OMSF asked the Sonett working group to assume "more than one but less than ten" Apollo landings. Apollo landings would, OMSF explained, be limited to sites near the equator on the side of the Moon that faces Earth. The Sonett group recommended that the first Apollo piloted lander set down near Copernicus crater.

Sonett group member Eugene Shoemaker was probably behind the Copernicus site choice; he had spent a great deal of time studying the crater starting in the late 1950s as part of his effort to resolve the debate over whether lunar craters were primarily the result of volcanism or of asteroid impacts and to establish the stratigraphic sequence of the Moon's geologic units. The latter was a requirement if the history of the lunar surface would be deciphered.
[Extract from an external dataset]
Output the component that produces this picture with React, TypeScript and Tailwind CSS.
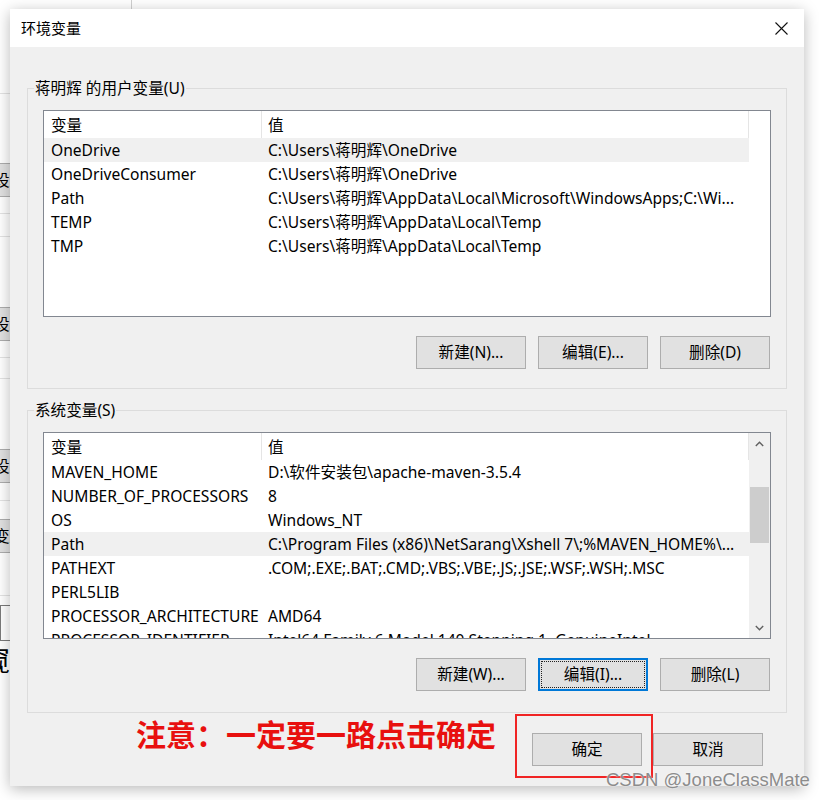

Copernicus, a leading Sonett group Apollo landing site candidate, as portrayed in an early 1960s map. Moon maps in this series, based on photos from Earth-based telescopes, were the best available at the time the Sonett Group wrote its report. Image credit: Lunar and Planetary Institute. 
In keeping with their conviction that lunar exploration should continue beyond Apollo, the Sonett group scientists offered two lists with a total of 28 candidate landing sites. All sites were selected using photographs taken using Earth-based telescopes.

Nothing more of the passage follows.